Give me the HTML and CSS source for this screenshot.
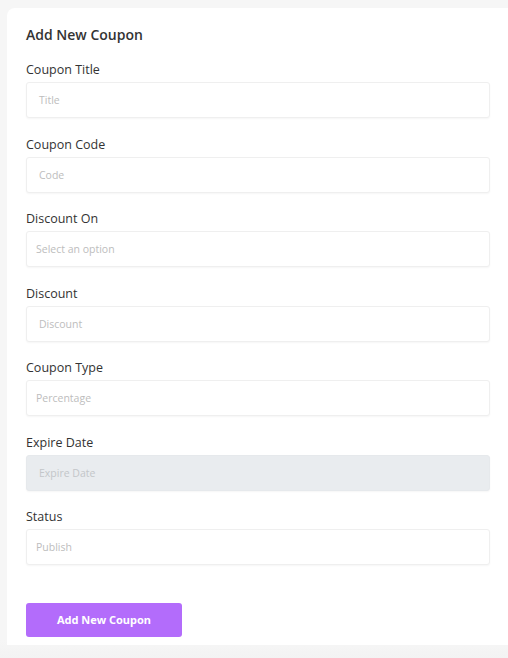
FILE: index.html
```html
<!DOCTYPE html>
<html lang="en">
<head>
<meta charset="utf-8">
<title>Add New Coupon</title>
<link rel="stylesheet" href="styles.css">
</head>
<body>
<div class="page">
  <form class="card">
    <h2 class="card-title">Add New Coupon</h2>
    <div class="field">
      <label class="label">Coupon Title</label>
      <div class="control">Title</div>
    </div>
    <div class="field">
      <label class="label">Coupon Code</label>
      <div class="control">Code</div>
    </div>
    <div class="field">
      <label class="label">Discount On</label>
      <div class="control select">Select an option</div>
    </div>
    <div class="field">
      <label class="label">Discount</label>
      <div class="control">Discount</div>
    </div>
    <div class="field">
      <label class="label">Coupon Type</label>
      <div class="control select">Percentage</div>
    </div>
    <div class="field">
      <label class="label">Expire Date</label>
      <div class="control disabled">Expire Date</div>
    </div>
    <div class="field">
      <label class="label">Status</label>
      <div class="control select">Publish</div>
    </div>
    <div class="actions">
      <button type="button" class="btn">Add New Coupon</button>
    </div>
  </form>
</div>
</body>
</html>
```

FILE: styles.css
```css
html, body {
  margin: 0;
  padding: 0;
}
body {
  background: #f6f6f6;
  font-family: "Open Sans", "Noto Sans", sans-serif;
  color: #333;
  overflow: hidden;
}
.page {
  padding: 8px 0 0 7px;
  height: 658px;
  box-sizing: border-box;
  background: linear-gradient(to bottom, #f6f6f6 0, #f6f6f6 640px, #f3f3f3 658px);
}
.card {
  background: #fff;
  width: 502px;
  box-sizing: border-box;
  padding: 17px 19px 8px 19px;
  border-radius: 8px 0 0 0;
  display: flex;
  flex-direction: column;
}
.card-title {
  margin: 0 0 16px 0;
  font-size: 14px;
  line-height: 20px;
  font-weight: 600;
  color: #333;
}
.field {
  display: flex;
  flex-direction: column;
  gap: 3px;
  margin-bottom: 17.5px;
}
.label {
  font-size: 12.5px;
  line-height: 18px;
  color: #333;
}
.control {
  height: 36px;
  box-sizing: border-box;
  border: 1px solid #efefef;
  border-radius: 3px;
  box-shadow: 0 1px 2px rgba(0, 0, 0, 0.04);
  padding: 0 12px;
  display: flex;
  align-items: center;
  font-size: 10.5px;
  color: #bdbdbd;
  background: #fff;
}
.control.select {
  padding-left: 9px;
}
.control.disabled {
  background: #e9ecef;
  border-color: #e6e9ec;
  color: #c3c6c9;
}
.actions {
  margin-top: 20px;
}
.btn {
  width: 156px;
  height: 34px;
  border: none;
  border-radius: 3px;
  background: #b36cfb;
  color: #fff;
  font-family: "Noto Sans", "Open Sans", sans-serif;
  font-weight: 700;
  font-size: 11px;
  cursor: pointer;
}
```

## Task directions
The material above must be printed exactly, with its pictures left out.

## Correct answer
Give me the HTML and CSS source for this screenshot.
FILE: index.html
```html
<!DOCTYPE html>
<html lang="en">
<head>
<meta charset="utf-8">
<title>Add New Coupon</title>
<link rel="stylesheet" href="styles.css">
</head>
<body>
<div class="page">
  <form class="card">
    <h2 class="card-title">Add New Coupon</h2>
    <div class="field">
      <label class="label">Coupon Title</label>
      <div class="control">Title</div>
    </div>
    <div class="field">
      <label class="label">Coupon Code</label>
      <div class="control">Code</div>
    </div>
    <div class="field">
      <label class="label">Discount On</label>
      <div class="control select">Select an option</div>
    </div>
    <div class="field">
      <label class="label">Discount</label>
      <div class="control">Discount</div>
    </div>
    <div class="field">
      <label class="label">Coupon Type</label>
      <div class="control select">Percentage</div>
    </div>
    <div class="field">
      <label class="label">Expire Date</label>
      <div class="control disabled">Expire Date</div>
    </div>
    <div class="field">
      <label class="label">Status</label>
      <div class="control select">Publish</div>
    </div>
    <div class="actions">
      <button type="button" class="btn">Add New Coupon</button>
    </div>
  </form>
</div>
</body>
</html>
```

FILE: styles.css
```css
html, body {
  margin: 0;
  padding: 0;
}
body {
  background: #f6f6f6;
  font-family: "Open Sans", "Noto Sans", sans-serif;
  color: #333;
  overflow: hidden;
}
.page {
  padding: 8px 0 0 7px;
  height: 658px;
  box-sizing: border-box;
  background: linear-gradient(to bottom, #f6f6f6 0, #f6f6f6 640px, #f3f3f3 658px);
}
.card {
  background: #fff;
  width: 502px;
  box-sizing: border-box;
  padding: 17px 19px 8px 19px;
  border-radius: 8px 0 0 0;
  display: flex;
  flex-direction: column;
}
.card-title {
  margin: 0 0 16px 0;
  font-size: 14px;
  line-height: 20px;
  font-weight: 600;
  color: #333;
}
.field {
  display: flex;
  flex-direction: column;
  gap: 3px;
  margin-bottom: 17.5px;
}
.label {
  font-size: 12.5px;
  line-height: 18px;
  color: #333;
}
.control {
  height: 36px;
  box-sizing: border-box;
  border: 1px solid #efefef;
  border-radius: 3px;
  box-shadow: 0 1px 2px rgba(0, 0, 0, 0.04);
  padding: 0 12px;
  display: flex;
  align-items: center;
  font-size: 10.5px;
  color: #bdbdbd;
  background: #fff;
}
.control.select {
  padding-left: 9px;
}
.control.disabled {
  background: #e9ecef;
  border-color: #e6e9ec;
  color: #c3c6c9;
}
.actions {
  margin-top: 20px;
}
.btn {
  width: 156px;
  height: 34px;
  border: none;
  border-radius: 3px;
  background: #b36cfb;
  color: #fff;
  font-family: "Noto Sans", "Open Sans", sans-serif;
  font-weight: 700;
  font-size: 11px;
  cursor: pointer;
}
```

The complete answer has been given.